• **INSTRUCTIONS TO FOLLOW**: Leave out the pictures and copy everything else below exactly.

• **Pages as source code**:
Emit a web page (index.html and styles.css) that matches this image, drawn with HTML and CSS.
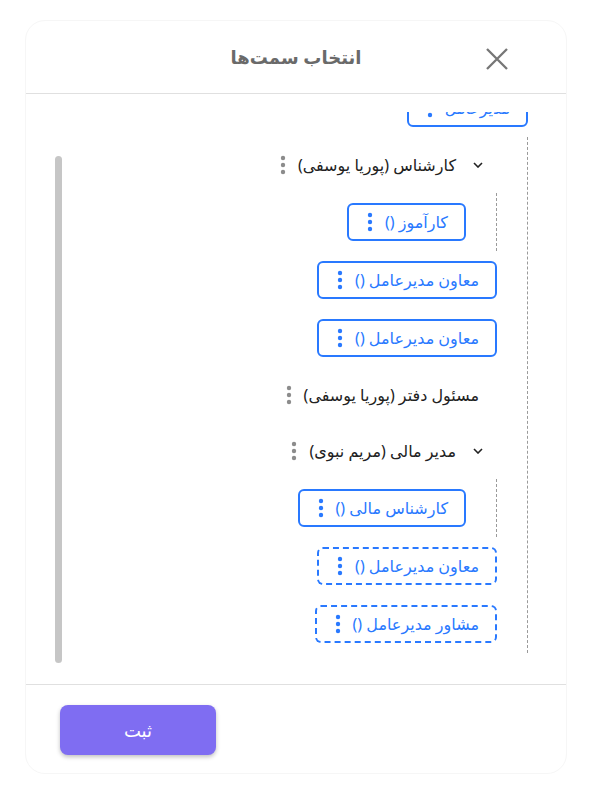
FILE: index.html
```html
<!DOCTYPE html>
<html lang="fa" dir="rtl">
<head>
<meta charset="utf-8">
<title>انتخاب سمت‌ها</title>
<link rel="stylesheet" href="styles.css">
</head>
<body>
<div class="dialog">
  <header class="dialog-head">
    <button class="close" type="button" aria-label="بستن">
      <svg viewBox="0 0 22 22" width="22" height="22"><path d="M1 1 L21 21 M21 1 L1 21"/></svg>
    </button>
    <h2 class="title">انتخاب سمت‌ها</h2>
  </header>

  <div class="dialog-body">
    <div class="tree-viewport" id="treeViewport">
      <ul class="tree">
        <li class="node">
          <div class="row">
            <div class="chip"><span>مدیرعامل</span><svg class="kebab" viewBox="0 0 6 20"><circle cx="3" cy="3" r="2.2"/><circle cx="3" cy="10" r="2.2"/><circle cx="3" cy="17" r="2.2"/></svg></div>
          </div>
          <ul class="children">
            <li class="node">
              <div class="row">
                <div class="label has-toggle">
                  <svg class="toggle" viewBox="0 0 10 6"><path d="M1 1 L5 5 L9 1"/></svg>
                  <span>کارشناس (پوریا یوسفی)</span>
                  <svg class="kebab" viewBox="0 0 6 20"><circle cx="3" cy="3" r="2.2"/><circle cx="3" cy="10" r="2.2"/><circle cx="3" cy="17" r="2.2"/></svg>
                </div>
              </div>
              <ul class="children">
                <li class="node">
                  <div class="row">
                    <div class="chip"><span>کارآموز ()</span><svg class="kebab" viewBox="0 0 6 20"><circle cx="3" cy="3" r="2.2"/><circle cx="3" cy="10" r="2.2"/><circle cx="3" cy="17" r="2.2"/></svg></div>
                  </div>
                </li>
              </ul>
            </li>
            <li class="node">
              <div class="row">
                <div class="chip"><span>معاون مدیرعامل ()</span><svg class="kebab" viewBox="0 0 6 20"><circle cx="3" cy="3" r="2.2"/><circle cx="3" cy="10" r="2.2"/><circle cx="3" cy="17" r="2.2"/></svg></div>
              </div>
            </li>
            <li class="node">
              <div class="row">
                <div class="chip"><span>معاون مدیرعامل ()</span><svg class="kebab" viewBox="0 0 6 20"><circle cx="3" cy="3" r="2.2"/><circle cx="3" cy="10" r="2.2"/><circle cx="3" cy="17" r="2.2"/></svg></div>
              </div>
            </li>
            <li class="node">
              <div class="row">
                <div class="label">
                  <span>مسئول دفتر (پوریا یوسفی)</span>
                  <svg class="kebab" viewBox="0 0 6 20"><circle cx="3" cy="3" r="2.2"/><circle cx="3" cy="10" r="2.2"/><circle cx="3" cy="17" r="2.2"/></svg>
                </div>
              </div>
            </li>
            <li class="node">
              <div class="row">
                <div class="label has-toggle">
                  <svg class="toggle" viewBox="0 0 10 6"><path d="M1 1 L5 5 L9 1"/></svg>
                  <span>مدیر مالی (مریم نبوی)</span>
                  <svg class="kebab" viewBox="0 0 6 20"><circle cx="3" cy="3" r="2.2"/><circle cx="3" cy="10" r="2.2"/><circle cx="3" cy="17" r="2.2"/></svg>
                </div>
              </div>
              <ul class="children">
                <li class="node">
                  <div class="row">
                    <div class="chip"><span>کارشناس مالی ()</span><svg class="kebab" viewBox="0 0 6 20"><circle cx="3" cy="3" r="2.2"/><circle cx="3" cy="10" r="2.2"/><circle cx="3" cy="17" r="2.2"/></svg></div>
                  </div>
                </li>
              </ul>
            </li>
            <li class="node">
              <div class="row">
                <div class="chip chip-draft"><span>معاون مدیرعامل ()</span><svg class="kebab" viewBox="0 0 6 20"><circle cx="3" cy="3" r="2.2"/><circle cx="3" cy="10" r="2.2"/><circle cx="3" cy="17" r="2.2"/></svg></div>
              </div>
            </li>
            <li class="node">
              <div class="row">
                <div class="chip chip-draft"><span>مشاور مدیرعامل ()</span><svg class="kebab" viewBox="0 0 6 20"><circle cx="3" cy="3" r="2.2"/><circle cx="3" cy="10" r="2.2"/><circle cx="3" cy="17" r="2.2"/></svg></div>
              </div>
            </li>
          </ul>
        </li>
      </ul>
    </div>
    <div class="scroll-thumb"></div>
  </div>

  <footer class="dialog-foot">
    <button class="submit" type="button">ثبت</button>
  </footer>
</div>
<script>
  // keep the list scrolled a little past the root item
  document.getElementById('treeViewport').scrollTop = 33;
</script>
</body>
</html>
```

FILE: styles.css
```css
* {
  box-sizing: border-box;
}

html,
body {
  margin: 0;
  background: #fff;
}

body {
  font-family: "Noto Sans", "DejaVu Sans", sans-serif;
  color: #212121;
}

/* dialog card */
.dialog {
  margin: 20px 25px 0;
  height: 754px;
  border: 1px solid #f6f6f6;
  border-radius: 20px;
  background: #fff;
  display: flex;
  flex-direction: column;
}

.dialog-head {
  height: 73px;
  flex: none;
  border-bottom: 1px solid #e0e0e0;
  display: grid;
  grid-template-columns: 1fr auto 1fr;
  align-items: center;
}

.close {
  justify-self: start;
  width: 22px;
  height: 22px;
  margin-right: 58px;
  margin-top: 4px;
  padding: 0;
  border: 0;
  background: none;
  cursor: pointer;
}

.close svg {
  display: block;
  stroke: #767676;
  stroke-width: 2.3;
  fill: none;
}

.title {
  margin: 0;
  font-size: 18px;
  font-weight: 700;
  color: #6a6a6a;
}

/* scrolling tree area */
.dialog-body {
  flex: 1;
  min-height: 0;
  display: flex;
  padding: 18px 38px 12px 29px;
}

.tree-viewport {
  flex: 1;
  height: 100%;
  overflow: hidden;
}

.scroll-thumb {
  flex: none;
  width: 7px;
  height: 507px;
  margin-top: 44px;
  border-radius: 4px;
  background: #c6c6c6;
}

.tree,
.children {
  list-style: none;
  margin: 0;
  padding: 0;
}

.tree {
  padding-bottom: 40px;
}

.children {
  border-right: 1px dashed #9a9a9a;
  padding-right: 30px;
}

.row {
  display: flex;
  padding: 10px 0;
}

.chip {
  height: 38px;
  display: flex;
  align-items: center;
  gap: 12px;
  padding: 0 16px 0 18px;
  border: 2px solid #2979ff;
  border-radius: 6px;
  color: #2979ff;
  font-size: 16px;
  white-space: nowrap;
}

.chip-draft {
  border-style: dashed;
}

.label {
  height: 36px;
  display: flex;
  align-items: center;
  gap: 12px;
  padding: 0 18px;
  font-size: 16px;
  color: #212121;
  white-space: nowrap;
}

.label.has-toggle {
  padding-right: 14px;
}

.toggle {
  width: 10px;
  height: 6px;
  margin-left: 5px;
  fill: none;
  stroke: #222;
  stroke-width: 1.6;
}

.kebab {
  flex: none;
  width: 6px;
  height: 20px;
  fill: #2979ff;
}

.label .kebab {
  fill: #8c8c8c;
}

/* footer */
.dialog-foot {
  flex: none;
  border-top: 1px solid #e0e0e0;
  padding: 20px 34px 18px;
  display: flex;
  justify-content: flex-end;
}

.submit {
  width: 156px;
  height: 50px;
  border: 0;
  border-radius: 8px;
  background: #7f6df2;
  color: #fff;
  font-family: inherit;
  font-size: 18px;
  font-weight: 500;
  box-shadow: 0 2px 4px rgba(0, 0, 0, 0.25);
  cursor: pointer;
}
```
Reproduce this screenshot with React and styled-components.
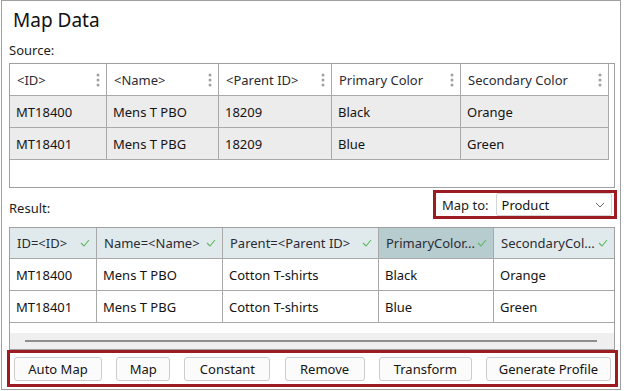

• **WRITTEN RESPONSE**:
Emit a web page (index.html and styles.css) that matches this image, drawn with HTML and CSS.
FILE: index.html
```html
<!DOCTYPE html>
<html lang="fa" dir="rtl">
<head>
<meta charset="utf-8">
<title>انتخاب سمت‌ها</title>
<link rel="stylesheet" href="styles.css">
</head>
<body>
<div class="dialog">
  <header class="dialog-head">
    <button class="close" type="button" aria-label="بستن">
      <svg viewBox="0 0 22 22" width="22" height="22"><path d="M1 1 L21 21 M21 1 L1 21"/></svg>
    </button>
    <h2 class="title">انتخاب سمت‌ها</h2>
  </header>

  <div class="dialog-body">
    <div class="tree-viewport" id="treeViewport">
      <ul class="tree">
        <li class="node">
          <div class="row">
            <div class="chip"><span>مدیرعامل</span><svg class="kebab" viewBox="0 0 6 20"><circle cx="3" cy="3" r="2.2"/><circle cx="3" cy="10" r="2.2"/><circle cx="3" cy="17" r="2.2"/></svg></div>
          </div>
          <ul class="children">
            <li class="node">
              <div class="row">
                <div class="label has-toggle">
                  <svg class="toggle" viewBox="0 0 10 6"><path d="M1 1 L5 5 L9 1"/></svg>
                  <span>کارشناس (پوریا یوسفی)</span>
                  <svg class="kebab" viewBox="0 0 6 20"><circle cx="3" cy="3" r="2.2"/><circle cx="3" cy="10" r="2.2"/><circle cx="3" cy="17" r="2.2"/></svg>
                </div>
              </div>
              <ul class="children">
                <li class="node">
                  <div class="row">
                    <div class="chip"><span>کارآموز ()</span><svg class="kebab" viewBox="0 0 6 20"><circle cx="3" cy="3" r="2.2"/><circle cx="3" cy="10" r="2.2"/><circle cx="3" cy="17" r="2.2"/></svg></div>
                  </div>
                </li>
              </ul>
            </li>
            <li class="node">
              <div class="row">
                <div class="chip"><span>معاون مدیرعامل ()</span><svg class="kebab" viewBox="0 0 6 20"><circle cx="3" cy="3" r="2.2"/><circle cx="3" cy="10" r="2.2"/><circle cx="3" cy="17" r="2.2"/></svg></div>
              </div>
            </li>
            <li class="node">
              <div class="row">
                <div class="chip"><span>معاون مدیرعامل ()</span><svg class="kebab" viewBox="0 0 6 20"><circle cx="3" cy="3" r="2.2"/><circle cx="3" cy="10" r="2.2"/><circle cx="3" cy="17" r="2.2"/></svg></div>
              </div>
            </li>
            <li class="node">
              <div class="row">
                <div class="label">
                  <span>مسئول دفتر (پوریا یوسفی)</span>
                  <svg class="kebab" viewBox="0 0 6 20"><circle cx="3" cy="3" r="2.2"/><circle cx="3" cy="10" r="2.2"/><circle cx="3" cy="17" r="2.2"/></svg>
                </div>
              </div>
            </li>
            <li class="node">
              <div class="row">
                <div class="label has-toggle">
                  <svg class="toggle" viewBox="0 0 10 6"><path d="M1 1 L5 5 L9 1"/></svg>
                  <span>مدیر مالی (مریم نبوی)</span>
                  <svg class="kebab" viewBox="0 0 6 20"><circle cx="3" cy="3" r="2.2"/><circle cx="3" cy="10" r="2.2"/><circle cx="3" cy="17" r="2.2"/></svg>
                </div>
              </div>
              <ul class="children">
                <li class="node">
                  <div class="row">
                    <div class="chip"><span>کارشناس مالی ()</span><svg class="kebab" viewBox="0 0 6 20"><circle cx="3" cy="3" r="2.2"/><circle cx="3" cy="10" r="2.2"/><circle cx="3" cy="17" r="2.2"/></svg></div>
                  </div>
                </li>
              </ul>
            </li>
            <li class="node">
              <div class="row">
                <div class="chip chip-draft"><span>معاون مدیرعامل ()</span><svg class="kebab" viewBox="0 0 6 20"><circle cx="3" cy="3" r="2.2"/><circle cx="3" cy="10" r="2.2"/><circle cx="3" cy="17" r="2.2"/></svg></div>
              </div>
            </li>
            <li class="node">
              <div class="row">
                <div class="chip chip-draft"><span>مشاور مدیرعامل ()</span><svg class="kebab" viewBox="0 0 6 20"><circle cx="3" cy="3" r="2.2"/><circle cx="3" cy="10" r="2.2"/><circle cx="3" cy="17" r="2.2"/></svg></div>
              </div>
            </li>
          </ul>
        </li>
      </ul>
    </div>
    <div class="scroll-thumb"></div>
  </div>

  <footer class="dialog-foot">
    <button class="submit" type="button">ثبت</button>
  </footer>
</div>
<script>
  // keep the list scrolled a little past the root item
  document.getElementById('treeViewport').scrollTop = 33;
</script>
</body>
</html>
```

FILE: styles.css
```css
* {
  box-sizing: border-box;
}

html,
body {
  margin: 0;
  background: #fff;
}

body {
  font-family: "Noto Sans", "DejaVu Sans", sans-serif;
  color: #212121;
}

/* dialog card */
.dialog {
  margin: 20px 25px 0;
  height: 754px;
  border: 1px solid #f6f6f6;
  border-radius: 20px;
  background: #fff;
  display: flex;
  flex-direction: column;
}

.dialog-head {
  height: 73px;
  flex: none;
  border-bottom: 1px solid #e0e0e0;
  display: grid;
  grid-template-columns: 1fr auto 1fr;
  align-items: center;
}

.close {
  justify-self: start;
  width: 22px;
  height: 22px;
  margin-right: 58px;
  margin-top: 4px;
  padding: 0;
  border: 0;
  background: none;
  cursor: pointer;
}

.close svg {
  display: block;
  stroke: #767676;
  stroke-width: 2.3;
  fill: none;
}

.title {
  margin: 0;
  font-size: 18px;
  font-weight: 700;
  color: #6a6a6a;
}

/* scrolling tree area */
.dialog-body {
  flex: 1;
  min-height: 0;
  display: flex;
  padding: 18px 38px 12px 29px;
}

.tree-viewport {
  flex: 1;
  height: 100%;
  overflow: hidden;
}

.scroll-thumb {
  flex: none;
  width: 7px;
  height: 507px;
  margin-top: 44px;
  border-radius: 4px;
  background: #c6c6c6;
}

.tree,
.children {
  list-style: none;
  margin: 0;
  padding: 0;
}

.tree {
  padding-bottom: 40px;
}

.children {
  border-right: 1px dashed #9a9a9a;
  padding-right: 30px;
}

.row {
  display: flex;
  padding: 10px 0;
}

.chip {
  height: 38px;
  display: flex;
  align-items: center;
  gap: 12px;
  padding: 0 16px 0 18px;
  border: 2px solid #2979ff;
  border-radius: 6px;
  color: #2979ff;
  font-size: 16px;
  white-space: nowrap;
}

.chip-draft {
  border-style: dashed;
}

.label {
  height: 36px;
  display: flex;
  align-items: center;
  gap: 12px;
  padding: 0 18px;
  font-size: 16px;
  color: #212121;
  white-space: nowrap;
}

.label.has-toggle {
  padding-right: 14px;
}

.toggle {
  width: 10px;
  height: 6px;
  margin-left: 5px;
  fill: none;
  stroke: #222;
  stroke-width: 1.6;
}

.kebab {
  flex: none;
  width: 6px;
  height: 20px;
  fill: #2979ff;
}

.label .kebab {
  fill: #8c8c8c;
}

/* footer */
.dialog-foot {
  flex: none;
  border-top: 1px solid #e0e0e0;
  padding: 20px 34px 18px;
  display: flex;
  justify-content: flex-end;
}

.submit {
  width: 156px;
  height: 50px;
  border: 0;
  border-radius: 8px;
  background: #7f6df2;
  color: #fff;
  font-family: inherit;
  font-size: 18px;
  font-weight: 500;
  box-shadow: 0 2px 4px rgba(0, 0, 0, 0.25);
  cursor: pointer;
}
```
Reproduce this screenshot with React and styled-components.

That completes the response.